Task objective:
Reproduce the listing below without changes, except that pictures are left out.

* Begin Given data *

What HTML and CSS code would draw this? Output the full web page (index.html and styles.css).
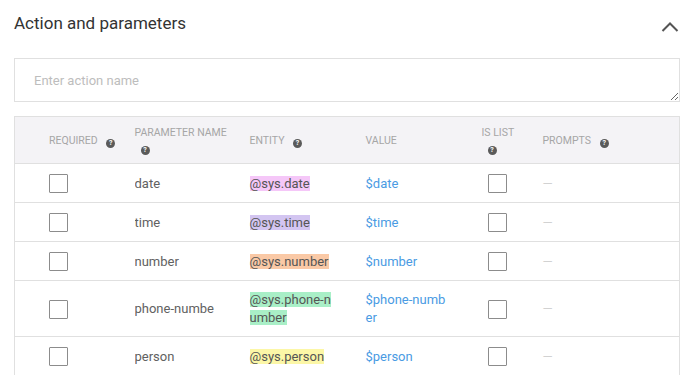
FILE: index.html
```html
<!DOCTYPE html>
<html lang="en">
<head>
    <meta charset="UTF-8">
    <meta name="viewport" content="width=device-width, initial-scale=1.0">
    <title>Action and parameters</title>
    <link rel="stylesheet" href="styles.css">
</head>
<body>
    <section class="panel">
        <div class="panel-head">
            <h1>Action and parameters</h1>
            <svg class="chevron" viewBox="0 0 18 12" width="18" height="12">
                <polyline points="1.5,10 9,2.5 16.5,10" fill="none" stroke="#555" stroke-width="2"/>
            </svg>
        </div>

        <textarea class="action-name" placeholder="Enter action name"></textarea>

        <table class="params">
            <colgroup>
                <col style="width:120px">
                <col style="width:115px">
                <col style="width:116px">
                <col style="width:116px">
                <col style="width:61px">
                <col>
            </colgroup>
            <thead>
                <tr>
                    <th class="first">Required <span class="help">?</span></th>
                    <th>Parameter name <span class="help">?</span></th>
                    <th>Entity <span class="help">?</span></th>
                    <th>Value</th>
                    <th>Is list <span class="help">?</span></th>
                    <th>Prompts <span class="help">?</span></th>
                </tr>
            </thead>
            <tbody>
                <tr>
                    <td class="first"><input type="checkbox" class="box"></td>
                    <td><span class="pname">date</span></td>
                    <td><span class="entity pink">@sys.date</span></td>
                    <td class="value">$date</td>
                    <td><input type="checkbox" class="box list"></td>
                    <td class="dash">—</td>
                </tr>
                <tr>
                    <td class="first"><input type="checkbox" class="box"></td>
                    <td><span class="pname">time</span></td>
                    <td><span class="entity lavender">@sys.time</span></td>
                    <td class="value">$time</td>
                    <td><input type="checkbox" class="box list"></td>
                    <td class="dash">—</td>
                </tr>
                <tr>
                    <td class="first"><input type="checkbox" class="box"></td>
                    <td><span class="pname">number</span></td>
                    <td><span class="entity peach">@sys.number</span></td>
                    <td class="value">$number</td>
                    <td><input type="checkbox" class="box list"></td>
                    <td class="dash">—</td>
                </tr>
                <tr>
                    <td class="first"><input type="checkbox" class="box"></td>
                    <td><span class="pname">phone-numbe</span></td>
                    <td><span class="entity mint">@sys.phone-number</span></td>
                    <td class="value">$phone-number</td>
                    <td><input type="checkbox" class="box list"></td>
                    <td class="dash">—</td>
                </tr>
                <tr>
                    <td class="first"><input type="checkbox" class="box"></td>
                    <td><span class="pname">person</span></td>
                    <td><span class="entity yellow">@sys.person</span></td>
                    <td class="value">$person</td>
                    <td><input type="checkbox" class="box list"></td>
                    <td class="dash">—</td>
                </tr>
            </tbody>
        </table>
    </section>
</body>
</html>
```

FILE: styles.css
```css
:root {
    --font-main: Roboto, 'Liberation Sans', sans-serif;
    --color-title: #333;
    --color-text: #616161;
    --color-muted: #a6a6a6;
    --color-line: #e0e0e0;
    --color-head: #f4f3f6;
    --color-link: #4a9be3;
}

body {
    margin: 0;
    padding: 11px 20px 0 14px;
    font-family: var(--font-main);
    background: #fff;
    color: var(--color-text);
    overflow: hidden;
}

/* 제목 줄 */
.panel-head {
    display: flex;
    justify-content: space-between;
    align-items: flex-start;
}

h1 {
    margin: 0;
    font-size: 17px;
    font-weight: 400;
    line-height: 24px;
    color: var(--color-title);
}

.chevron { margin: 10px 1px 0 0; }

/* 액션 이름 입력 */
.action-name {
    display: block;
    box-sizing: border-box;
    width: 100%;
    height: 44px;
    margin: 23px 0 14px;
    padding: 14px 19px 10px;
    border: 1px solid var(--color-line);
    border-radius: 0;
    font-family: var(--font-main);
    font-size: 13px;
    color: var(--color-text);
    outline: none;
}

.action-name::placeholder { color: #bdbdbd; }

/* 파라미터 테이블 */
.params {
    width: 100%;
    table-layout: fixed;
    border-collapse: collapse;
    border: 1px solid var(--color-line);
}

.params th {
    height: 46px;
    padding: 0 16px 0 0;
    background: var(--color-head);
    font-size: 10.5px;
    font-weight: 400;
    line-height: 15px;
    text-transform: uppercase;
    text-align: left;
    color: var(--color-muted);
    border-bottom: 1px solid var(--color-line);
}

.params td {
    padding: 10px 0 9px;
    font-size: 13px;
    line-height: 18px;
    vertical-align: middle;
    border-bottom: 1px solid var(--color-line);
}

.params .first { padding-left: 34px; }

.help {
    display: inline-block;
    width: 9px;
    height: 9px;
    margin-left: 6px;
    border-radius: 50%;
    background: #5a5a5a;
    color: #fff;
    font-size: 7px;
    font-weight: 700;
    line-height: 9px;
    text-align: center;
    vertical-align: -1px;
}

.box {
    appearance: none;
    display: block;
    box-sizing: border-box;
    width: 19px;
    height: 19px;
    margin: 0;
    border: 1.5px solid #8c8c8c;
    border-radius: 1px;
    background: #fff;
}

.box.list { margin-left: 6px; }

.pname {
    display: block;
    width: 82px;
    overflow: hidden;
    white-space: nowrap;
    color: var(--color-text);
}

.params td:nth-child(3),
.params td:nth-child(4) {
    padding-right: 30px;
    word-break: break-all;
}

.entity { color: #555; }
.pink { background: #f5c7f8; }
.lavender { background: #d3c5f1; }
.peach { background: #fac9a6; }
.mint { background: #a9efc7; }
.yellow { background: #fcf7a7; }

.value { color: var(--color-link); }

.dash {
    color: #d2d2d2;
    font-size: 11px;
}
```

* End Given data *

Output of the task:
What HTML and CSS code would draw this? Output the full web page (index.html and styles.css).
FILE: index.html
```html
<!DOCTYPE html>
<html lang="en">
<head>
    <meta charset="UTF-8">
    <meta name="viewport" content="width=device-width, initial-scale=1.0">
    <title>Action and parameters</title>
    <link rel="stylesheet" href="styles.css">
</head>
<body>
    <section class="panel">
        <div class="panel-head">
            <h1>Action and parameters</h1>
            <svg class="chevron" viewBox="0 0 18 12" width="18" height="12">
                <polyline points="1.5,10 9,2.5 16.5,10" fill="none" stroke="#555" stroke-width="2"/>
            </svg>
        </div>

        <textarea class="action-name" placeholder="Enter action name"></textarea>

        <table class="params">
            <colgroup>
                <col style="width:120px">
                <col style="width:115px">
                <col style="width:116px">
                <col style="width:116px">
                <col style="width:61px">
                <col>
            </colgroup>
            <thead>
                <tr>
                    <th class="first">Required <span class="help">?</span></th>
                    <th>Parameter name <span class="help">?</span></th>
                    <th>Entity <span class="help">?</span></th>
                    <th>Value</th>
                    <th>Is list <span class="help">?</span></th>
                    <th>Prompts <span class="help">?</span></th>
                </tr>
            </thead>
            <tbody>
                <tr>
                    <td class="first"><input type="checkbox" class="box"></td>
                    <td><span class="pname">date</span></td>
                    <td><span class="entity pink">@sys.date</span></td>
                    <td class="value">$date</td>
                    <td><input type="checkbox" class="box list"></td>
                    <td class="dash">—</td>
                </tr>
                <tr>
                    <td class="first"><input type="checkbox" class="box"></td>
                    <td><span class="pname">time</span></td>
                    <td><span class="entity lavender">@sys.time</span></td>
                    <td class="value">$time</td>
                    <td><input type="checkbox" class="box list"></td>
                    <td class="dash">—</td>
                </tr>
                <tr>
                    <td class="first"><input type="checkbox" class="box"></td>
                    <td><span class="pname">number</span></td>
                    <td><span class="entity peach">@sys.number</span></td>
                    <td class="value">$number</td>
                    <td><input type="checkbox" class="box list"></td>
                    <td class="dash">—</td>
                </tr>
                <tr>
                    <td class="first"><input type="checkbox" class="box"></td>
                    <td><span class="pname">phone-numbe</span></td>
                    <td><span class="entity mint">@sys.phone-number</span></td>
                    <td class="value">$phone-number</td>
                    <td><input type="checkbox" class="box list"></td>
                    <td class="dash">—</td>
                </tr>
                <tr>
                    <td class="first"><input type="checkbox" class="box"></td>
                    <td><span class="pname">person</span></td>
                    <td><span class="entity yellow">@sys.person</span></td>
                    <td class="value">$person</td>
                    <td><input type="checkbox" class="box list"></td>
                    <td class="dash">—</td>
                </tr>
            </tbody>
        </table>
    </section>
</body>
</html>
```

FILE: styles.css
```css
:root {
    --font-main: Roboto, 'Liberation Sans', sans-serif;
    --color-title: #333;
    --color-text: #616161;
    --color-muted: #a6a6a6;
    --color-line: #e0e0e0;
    --color-head: #f4f3f6;
    --color-link: #4a9be3;
}

body {
    margin: 0;
    padding: 11px 20px 0 14px;
    font-family: var(--font-main);
    background: #fff;
    color: var(--color-text);
    overflow: hidden;
}

/* 제목 줄 */
.panel-head {
    display: flex;
    justify-content: space-between;
    align-items: flex-start;
}

h1 {
    margin: 0;
    font-size: 17px;
    font-weight: 400;
    line-height: 24px;
    color: var(--color-title);
}

.chevron { margin: 10px 1px 0 0; }

/* 액션 이름 입력 */
.action-name {
    display: block;
    box-sizing: border-box;
    width: 100%;
    height: 44px;
    margin: 23px 0 14px;
    padding: 14px 19px 10px;
    border: 1px solid var(--color-line);
    border-radius: 0;
    font-family: var(--font-main);
    font-size: 13px;
    color: var(--color-text);
    outline: none;
}

.action-name::placeholder { color: #bdbdbd; }

/* 파라미터 테이블 */
.params {
    width: 100%;
    table-layout: fixed;
    border-collapse: collapse;
    border: 1px solid var(--color-line);
}

.params th {
    height: 46px;
    padding: 0 16px 0 0;
    background: var(--color-head);
    font-size: 10.5px;
    font-weight: 400;
    line-height: 15px;
    text-transform: uppercase;
    text-align: left;
    color: var(--color-muted);
    border-bottom: 1px solid var(--color-line);
}

.params td {
    padding: 10px 0 9px;
    font-size: 13px;
    line-height: 18px;
    vertical-align: middle;
    border-bottom: 1px solid var(--color-line);
}

.params .first { padding-left: 34px; }

.help {
    display: inline-block;
    width: 9px;
    height: 9px;
    margin-left: 6px;
    border-radius: 50%;
    background: #5a5a5a;
    color: #fff;
    font-size: 7px;
    font-weight: 700;
    line-height: 9px;
    text-align: center;
    vertical-align: -1px;
}

.box {
    appearance: none;
    display: block;
    box-sizing: border-box;
    width: 19px;
    height: 19px;
    margin: 0;
    border: 1.5px solid #8c8c8c;
    border-radius: 1px;
    background: #fff;
}

.box.list { margin-left: 6px; }

.pname {
    display: block;
    width: 82px;
    overflow: hidden;
    white-space: nowrap;
    color: var(--color-text);
}

.params td:nth-child(3),
.params td:nth-child(4) {
    padding-right: 30px;
    word-break: break-all;
}

.entity { color: #555; }
.pink { background: #f5c7f8; }
.lavender { background: #d3c5f1; }
.peach { background: #fac9a6; }
.mint { background: #a9efc7; }
.yellow { background: #fcf7a7; }

.value { color: var(--color-link); }

.dash {
    color: #d2d2d2;
    font-size: 11px;
}
```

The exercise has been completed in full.